Coming across the plains in my Father's family were his brothers and sisters, Addie (Adelade); Uncle Seymour; Father; Aunt Late (Vilate); Aunt Chloe; Aunt Ret, Henrietta was her real name and Henrietta Lake was named for her; Uncle Bicknell and Aunt Fanny. Aunt Fanny was the daughter of a plural wife who had died in childbirth and my Grandmother raised her. My Grandmother was always exceptionally nice to Aunt Fanny because she wasn't her own child and she “bent over backward” in her treatment of Aunt Fanny to show she felt the same way about her as she did about her own children. Probably, as a result of this marvelous treatment, Aunt Fanny was one of the kindest, self effacing, most obliging person one could ever meet.
When my Grandmother was preparing for the journey across the plains she insisted on bringing a lot of cornstarch and similar things to put on the girl's faces because she didn't want their skin to be burned by the sun during the long journey.
. . .
As a young girl I often stayed with my Uncle Seymour, Father's brother, and Aunt Lizzie.6 It was so wonderful to have a place in town where I could stay.
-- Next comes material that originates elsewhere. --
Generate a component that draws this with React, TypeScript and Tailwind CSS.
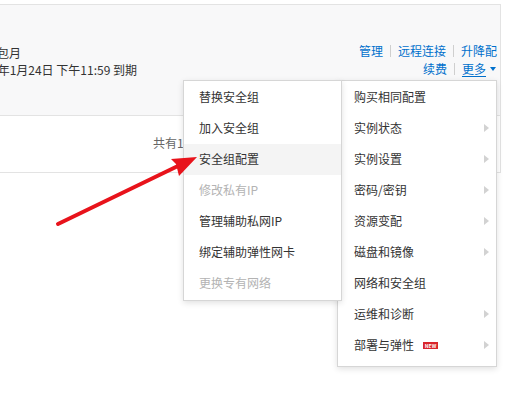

They were always so kind to me. I remember going into their house and Aunt Lizzie looking over my dress carefully to see what Mother had made. Mother made the prettiest dresses for me and I was always proud of them. Aunt Lizzie would look at my skirt and say, “Your Mother should have lined this skirt. It is too cold for you to wear an unlined skirt.”
Aunt Lizzie had twelve children of her own, but she always welcomed me as though I were one of them and there was never any question that there was anything but plenty of room for me.
————
1. Jane Bicknell Young.
2. Grace Hardie Young.
3. Perhaps Thomas John MacKintosh, md. Rhoda Young.
4. LeGrand Young.
5. Joseph Young, b. 7 Apr. 1797, was actually four older than his brother Brigham, b. 1 Jun. 1801.
6. Elizabeth Riter Young, md. Seymour Bicknell Young.